Tidrow and Wilcox were also spring bloomers. Tidrow started last year in Reno, then was promoted to Wichita, where he had a so-so 8-6 year. Now, at 25, he has come of age. He is also one of those rare pitchers who becomes more effective when he is fatigued. "I throw a sinker," he says, "and for some reason the more tired I get the more the ball seems to sink."
The secret of Wilcox' success is not exhaustion but anger. He has been pitching "mad" all season because his former manager, Sparky Anderson, spoke slightingly of his "velocity" when he traded him to the Indians. If there is anything a pitcher is sensitive about it is his velocity. So the madder Wilcox gets, the harder he throws. He has now established quite a ferocity-velocity ratio.
In Perry, for whom they traded Sam McDowell, the Indians have a canny veteran who already has won seven games. Perry is also arousing the sleuthing instincts of American League umpires, for it has long been suspected that he puts more on the baseball than his fingers—hair oil, perhaps, or Vaseline. Perry accepts periodic investigations with equanimity. "Every four days," he says, "I expect to be visited out there."
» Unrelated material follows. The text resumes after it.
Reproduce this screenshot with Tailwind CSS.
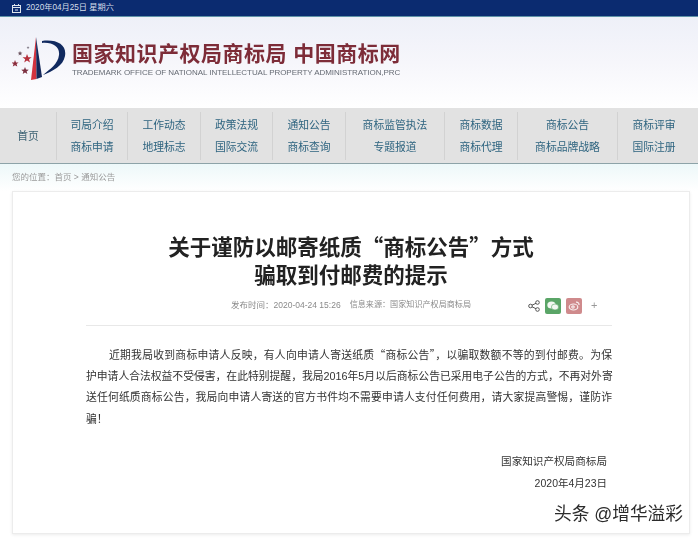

The happiest newcomer of all may be young Bell, who is the son of Gus Bell, the fine outfielder for Pittsburgh and Cincinnati in the '50s and early '60s. Bell had been an infielder all his baseball life until this spring, when Aspromonte moved him to right field to make certain he had a place in the lineup. Aspromonte believes he has superstar potential. At least he looks like one.
"Every now and then you see somebody who just looks like a ballplayer," says Aspromonte. "Mantle was one. This kid is another. Tall, blond, well built. He just puts a shine in your eyes. Put that kid on the screen and the girls would go wild."
Bell, who was the American Association's Rookie of the Year in 1971, has not lost his rookie enthusiasm. When he hit a grand-slam home run off Baltimore's Eddie Watt last month, he gleefully applauded himself as he rounded the bases. "I thought I did a helluva job," he said later.
Alex Johnson does not applaud himself when he hits a homer, nor will he suffer the congratulations of his teammates on such occasions, but he is giving the Indians something to shout about. He leads the team in home runs and runs batted in, and he is chasing fly balls and running the bases, facets of the game he chose not to recognize a year ago in California. The hostile brooder of that time has become, relatively speaking, the soul of affability. Not that Johnson glad-hands his teammates or snaps towels in the shower; he simply keeps his distance. "They leave him alone here," says Catcher Jerry Moses, who went to Cleveland with Johnson from the Angels. "That's what he wants." Johnson is not likely to be suspended this season for failing to give his best. He is, in fact, one good reason why the Indians are riding a tide of goodwill in a town that would not have cared much if they had been washed into Lake Erie a year ago.
The fans have not exactly been breaking down the barricades to see the new Indians—so far attendance has exceeded 10,000 only four times in 14 home dates—but Cleveland has had unusually bad weather this spring and it will take time for the people to accustom themselves to a winner. Mileti, ever the aphorist, recognizes that much remains to be done.
"Between every dream and every reality," he says, "there are 2,000 nuts and bolts."
And please hold the mustard on that elephant.